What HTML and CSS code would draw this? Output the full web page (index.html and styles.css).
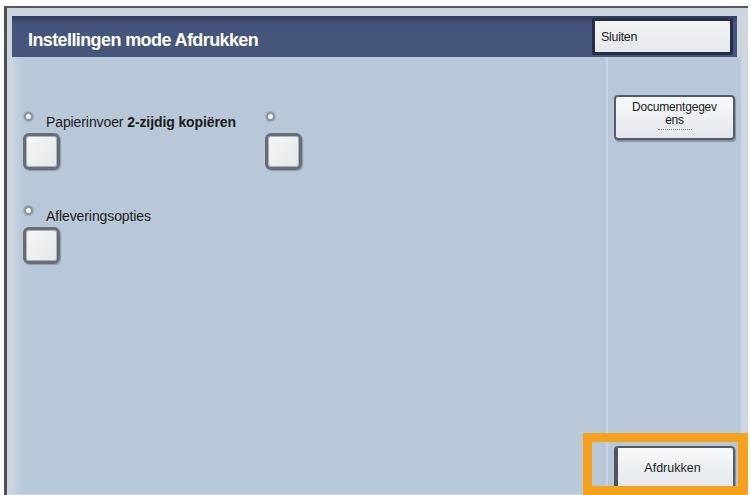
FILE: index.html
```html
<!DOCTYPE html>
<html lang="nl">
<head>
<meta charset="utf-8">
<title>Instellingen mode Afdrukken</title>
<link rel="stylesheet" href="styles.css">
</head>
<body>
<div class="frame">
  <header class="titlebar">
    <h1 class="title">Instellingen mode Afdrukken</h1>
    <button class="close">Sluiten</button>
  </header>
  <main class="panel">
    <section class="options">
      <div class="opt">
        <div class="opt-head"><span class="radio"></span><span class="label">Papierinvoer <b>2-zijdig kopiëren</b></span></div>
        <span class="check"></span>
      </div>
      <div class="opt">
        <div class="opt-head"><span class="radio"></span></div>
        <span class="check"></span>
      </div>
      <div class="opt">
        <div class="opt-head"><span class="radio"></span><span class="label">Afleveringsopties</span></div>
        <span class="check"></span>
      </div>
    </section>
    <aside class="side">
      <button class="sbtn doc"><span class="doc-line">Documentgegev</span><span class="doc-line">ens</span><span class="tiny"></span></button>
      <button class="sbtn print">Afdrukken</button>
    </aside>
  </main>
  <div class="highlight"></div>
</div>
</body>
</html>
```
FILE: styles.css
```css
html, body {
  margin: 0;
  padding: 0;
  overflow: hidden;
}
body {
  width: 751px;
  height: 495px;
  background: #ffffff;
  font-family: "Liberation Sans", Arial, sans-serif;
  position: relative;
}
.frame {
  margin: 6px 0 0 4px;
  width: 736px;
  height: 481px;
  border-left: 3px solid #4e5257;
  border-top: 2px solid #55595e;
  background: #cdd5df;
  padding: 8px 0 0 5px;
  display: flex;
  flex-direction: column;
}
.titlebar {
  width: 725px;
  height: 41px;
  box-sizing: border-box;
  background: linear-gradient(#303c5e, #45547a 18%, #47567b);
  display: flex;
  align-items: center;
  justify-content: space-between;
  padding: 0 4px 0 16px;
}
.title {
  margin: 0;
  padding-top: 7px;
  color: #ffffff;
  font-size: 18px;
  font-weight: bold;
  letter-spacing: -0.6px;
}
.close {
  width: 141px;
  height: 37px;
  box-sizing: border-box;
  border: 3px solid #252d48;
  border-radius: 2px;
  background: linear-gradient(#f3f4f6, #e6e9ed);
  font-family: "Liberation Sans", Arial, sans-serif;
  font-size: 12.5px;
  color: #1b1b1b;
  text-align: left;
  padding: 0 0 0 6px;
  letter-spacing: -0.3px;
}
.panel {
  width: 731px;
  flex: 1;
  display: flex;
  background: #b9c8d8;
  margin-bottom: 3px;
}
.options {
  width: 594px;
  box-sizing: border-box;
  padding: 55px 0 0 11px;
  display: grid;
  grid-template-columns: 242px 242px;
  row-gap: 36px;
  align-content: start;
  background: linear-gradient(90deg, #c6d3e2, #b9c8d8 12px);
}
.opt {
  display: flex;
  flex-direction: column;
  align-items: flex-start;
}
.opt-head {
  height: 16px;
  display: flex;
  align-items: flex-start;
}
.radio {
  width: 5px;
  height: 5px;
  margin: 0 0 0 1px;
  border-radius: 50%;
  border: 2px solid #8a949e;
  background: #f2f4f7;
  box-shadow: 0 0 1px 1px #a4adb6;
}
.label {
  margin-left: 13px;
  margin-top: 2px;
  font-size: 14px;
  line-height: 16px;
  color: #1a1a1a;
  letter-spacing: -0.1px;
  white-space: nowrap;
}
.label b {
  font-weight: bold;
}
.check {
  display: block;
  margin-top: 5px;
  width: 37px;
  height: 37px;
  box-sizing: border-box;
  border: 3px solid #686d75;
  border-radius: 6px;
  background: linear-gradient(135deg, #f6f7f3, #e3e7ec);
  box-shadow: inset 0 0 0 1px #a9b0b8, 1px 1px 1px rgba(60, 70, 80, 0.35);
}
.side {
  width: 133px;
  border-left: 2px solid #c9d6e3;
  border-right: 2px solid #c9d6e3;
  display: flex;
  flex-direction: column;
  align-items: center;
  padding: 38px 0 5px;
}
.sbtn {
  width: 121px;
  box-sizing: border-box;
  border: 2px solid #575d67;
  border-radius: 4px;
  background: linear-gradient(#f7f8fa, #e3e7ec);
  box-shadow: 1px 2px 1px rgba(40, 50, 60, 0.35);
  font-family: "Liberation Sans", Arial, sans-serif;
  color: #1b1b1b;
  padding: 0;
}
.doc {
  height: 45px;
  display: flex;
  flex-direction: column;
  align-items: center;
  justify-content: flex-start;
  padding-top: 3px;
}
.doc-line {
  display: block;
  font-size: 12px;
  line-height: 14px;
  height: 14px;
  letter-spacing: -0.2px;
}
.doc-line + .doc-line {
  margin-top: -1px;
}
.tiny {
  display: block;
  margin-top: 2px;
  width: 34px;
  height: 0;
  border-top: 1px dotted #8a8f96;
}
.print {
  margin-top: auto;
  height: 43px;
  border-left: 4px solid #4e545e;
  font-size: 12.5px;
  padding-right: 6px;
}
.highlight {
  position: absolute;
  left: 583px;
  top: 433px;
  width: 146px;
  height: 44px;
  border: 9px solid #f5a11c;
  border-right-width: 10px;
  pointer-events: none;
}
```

_ _ _ _ _ _ _

THE REQUEST
Write out every line above exactly as it is, leaving out the pictures.

SOLUTION FOR THIS EXERCISE
What HTML and CSS code would draw this? Output the full web page (index.html and styles.css).
FILE: index.html
```html
<!DOCTYPE html>
<html lang="nl">
<head>
<meta charset="utf-8">
<title>Instellingen mode Afdrukken</title>
<link rel="stylesheet" href="styles.css">
</head>
<body>
<div class="frame">
  <header class="titlebar">
    <h1 class="title">Instellingen mode Afdrukken</h1>
    <button class="close">Sluiten</button>
  </header>
  <main class="panel">
    <section class="options">
      <div class="opt">
        <div class="opt-head"><span class="radio"></span><span class="label">Papierinvoer <b>2-zijdig kopiëren</b></span></div>
        <span class="check"></span>
      </div>
      <div class="opt">
        <div class="opt-head"><span class="radio"></span></div>
        <span class="check"></span>
      </div>
      <div class="opt">
        <div class="opt-head"><span class="radio"></span><span class="label">Afleveringsopties</span></div>
        <span class="check"></span>
      </div>
    </section>
    <aside class="side">
      <button class="sbtn doc"><span class="doc-line">Documentgegev</span><span class="doc-line">ens</span><span class="tiny"></span></button>
      <button class="sbtn print">Afdrukken</button>
    </aside>
  </main>
  <div class="highlight"></div>
</div>
</body>
</html>
```
FILE: styles.css
```css
html, body {
  margin: 0;
  padding: 0;
  overflow: hidden;
}
body {
  width: 751px;
  height: 495px;
  background: #ffffff;
  font-family: "Liberation Sans", Arial, sans-serif;
  position: relative;
}
.frame {
  margin: 6px 0 0 4px;
  width: 736px;
  height: 481px;
  border-left: 3px solid #4e5257;
  border-top: 2px solid #55595e;
  background: #cdd5df;
  padding: 8px 0 0 5px;
  display: flex;
  flex-direction: column;
}
.titlebar {
  width: 725px;
  height: 41px;
  box-sizing: border-box;
  background: linear-gradient(#303c5e, #45547a 18%, #47567b);
  display: flex;
  align-items: center;
  justify-content: space-between;
  padding: 0 4px 0 16px;
}
.title {
  margin: 0;
  padding-top: 7px;
  color: #ffffff;
  font-size: 18px;
  font-weight: bold;
  letter-spacing: -0.6px;
}
.close {
  width: 141px;
  height: 37px;
  box-sizing: border-box;
  border: 3px solid #252d48;
  border-radius: 2px;
  background: linear-gradient(#f3f4f6, #e6e9ed);
  font-family: "Liberation Sans", Arial, sans-serif;
  font-size: 12.5px;
  color: #1b1b1b;
  text-align: left;
  padding: 0 0 0 6px;
  letter-spacing: -0.3px;
}
.panel {
  width: 731px;
  flex: 1;
  display: flex;
  background: #b9c8d8;
  margin-bottom: 3px;
}
.options {
  width: 594px;
  box-sizing: border-box;
  padding: 55px 0 0 11px;
  display: grid;
  grid-template-columns: 242px 242px;
  row-gap: 36px;
  align-content: start;
  background: linear-gradient(90deg, #c6d3e2, #b9c8d8 12px);
}
.opt {
  display: flex;
  flex-direction: column;
  align-items: flex-start;
}
.opt-head {
  height: 16px;
  display: flex;
  align-items: flex-start;
}
.radio {
  width: 5px;
  height: 5px;
  margin: 0 0 0 1px;
  border-radius: 50%;
  border: 2px solid #8a949e;
  background: #f2f4f7;
  box-shadow: 0 0 1px 1px #a4adb6;
}
.label {
  margin-left: 13px;
  margin-top: 2px;
  font-size: 14px;
  line-height: 16px;
  color: #1a1a1a;
  letter-spacing: -0.1px;
  white-space: nowrap;
}
.label b {
  font-weight: bold;
}
.check {
  display: block;
  margin-top: 5px;
  width: 37px;
  height: 37px;
  box-sizing: border-box;
  border: 3px solid #686d75;
  border-radius: 6px;
  background: linear-gradient(135deg, #f6f7f3, #e3e7ec);
  box-shadow: inset 0 0 0 1px #a9b0b8, 1px 1px 1px rgba(60, 70, 80, 0.35);
}
.side {
  width: 133px;
  border-left: 2px solid #c9d6e3;
  border-right: 2px solid #c9d6e3;
  display: flex;
  flex-direction: column;
  align-items: center;
  padding: 38px 0 5px;
}
.sbtn {
  width: 121px;
  box-sizing: border-box;
  border: 2px solid #575d67;
  border-radius: 4px;
  background: linear-gradient(#f7f8fa, #e3e7ec);
  box-shadow: 1px 2px 1px rgba(40, 50, 60, 0.35);
  font-family: "Liberation Sans", Arial, sans-serif;
  color: #1b1b1b;
  padding: 0;
}
.doc {
  height: 45px;
  display: flex;
  flex-direction: column;
  align-items: center;
  justify-content: flex-start;
  padding-top: 3px;
}
.doc-line {
  display: block;
  font-size: 12px;
  line-height: 14px;
  height: 14px;
  letter-spacing: -0.2px;
}
.doc-line + .doc-line {
  margin-top: -1px;
}
.tiny {
  display: block;
  margin-top: 2px;
  width: 34px;
  height: 0;
  border-top: 1px dotted #8a8f96;
}
.print {
  margin-top: auto;
  height: 43px;
  border-left: 4px solid #4e545e;
  font-size: 12.5px;
  padding-right: 6px;
}
.highlight {
  position: absolute;
  left: 583px;
  top: 433px;
  width: 146px;
  height: 44px;
  border: 9px solid #f5a11c;
  border-right-width: 10px;
  pointer-events: none;
}
```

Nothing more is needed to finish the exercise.